§ **What is expected**
Your task is to copy a single run of lines that starts at the line with "Write a component" and stops at the line with "import React from 'react';", keeping both ends. Copy nothing else.
>> BEGIN Material supplied
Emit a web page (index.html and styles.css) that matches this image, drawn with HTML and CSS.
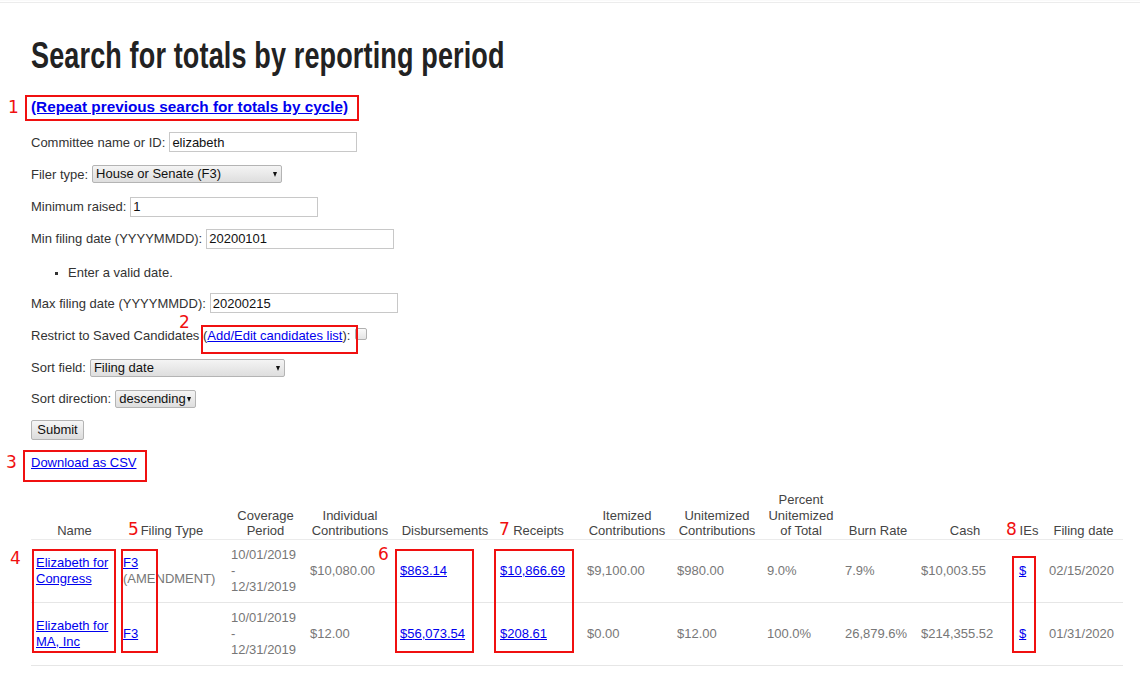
>> END Material supplied
>> BEGIN Material supplied
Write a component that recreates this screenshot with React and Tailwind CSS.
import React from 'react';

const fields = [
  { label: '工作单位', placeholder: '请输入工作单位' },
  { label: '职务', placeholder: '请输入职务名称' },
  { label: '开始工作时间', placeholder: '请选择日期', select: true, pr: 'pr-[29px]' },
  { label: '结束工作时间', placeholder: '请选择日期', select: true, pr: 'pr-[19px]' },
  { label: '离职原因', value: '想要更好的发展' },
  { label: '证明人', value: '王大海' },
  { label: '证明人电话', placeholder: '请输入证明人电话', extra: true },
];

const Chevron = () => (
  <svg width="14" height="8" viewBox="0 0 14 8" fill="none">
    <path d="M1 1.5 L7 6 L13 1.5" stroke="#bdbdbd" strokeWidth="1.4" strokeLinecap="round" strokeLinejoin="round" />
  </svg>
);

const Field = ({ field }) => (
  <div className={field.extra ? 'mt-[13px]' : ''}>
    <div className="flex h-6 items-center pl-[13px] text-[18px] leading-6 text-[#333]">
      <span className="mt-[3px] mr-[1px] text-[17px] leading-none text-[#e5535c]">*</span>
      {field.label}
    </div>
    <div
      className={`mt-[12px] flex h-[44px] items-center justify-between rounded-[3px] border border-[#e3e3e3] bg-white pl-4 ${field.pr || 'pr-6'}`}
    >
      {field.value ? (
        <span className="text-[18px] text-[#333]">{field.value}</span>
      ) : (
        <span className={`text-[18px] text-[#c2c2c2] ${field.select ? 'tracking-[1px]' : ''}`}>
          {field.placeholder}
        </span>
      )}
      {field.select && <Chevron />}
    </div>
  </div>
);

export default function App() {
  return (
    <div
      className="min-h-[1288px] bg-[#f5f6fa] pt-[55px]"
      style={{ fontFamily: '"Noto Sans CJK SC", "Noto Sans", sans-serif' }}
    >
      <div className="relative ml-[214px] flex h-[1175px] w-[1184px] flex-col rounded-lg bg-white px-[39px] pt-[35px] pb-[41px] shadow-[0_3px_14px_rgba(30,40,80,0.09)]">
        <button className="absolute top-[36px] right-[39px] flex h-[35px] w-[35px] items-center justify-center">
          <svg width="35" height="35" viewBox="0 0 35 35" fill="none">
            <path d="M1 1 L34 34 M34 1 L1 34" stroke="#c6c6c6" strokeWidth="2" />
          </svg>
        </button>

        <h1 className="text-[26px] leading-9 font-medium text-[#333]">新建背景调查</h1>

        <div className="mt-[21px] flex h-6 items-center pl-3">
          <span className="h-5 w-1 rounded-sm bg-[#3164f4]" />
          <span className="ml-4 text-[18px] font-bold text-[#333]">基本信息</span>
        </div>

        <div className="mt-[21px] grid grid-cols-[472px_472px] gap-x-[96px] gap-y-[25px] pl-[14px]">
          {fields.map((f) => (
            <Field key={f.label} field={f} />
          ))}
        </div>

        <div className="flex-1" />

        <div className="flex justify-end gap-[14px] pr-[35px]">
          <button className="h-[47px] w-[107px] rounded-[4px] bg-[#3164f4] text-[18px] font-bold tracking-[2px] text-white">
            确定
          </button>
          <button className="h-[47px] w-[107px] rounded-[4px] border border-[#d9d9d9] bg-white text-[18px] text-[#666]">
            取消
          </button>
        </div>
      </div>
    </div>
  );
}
>> END Material supplied
§ **Finished exercise**
Write a component that recreates this screenshot with React and Tailwind CSS.
import React from 'react';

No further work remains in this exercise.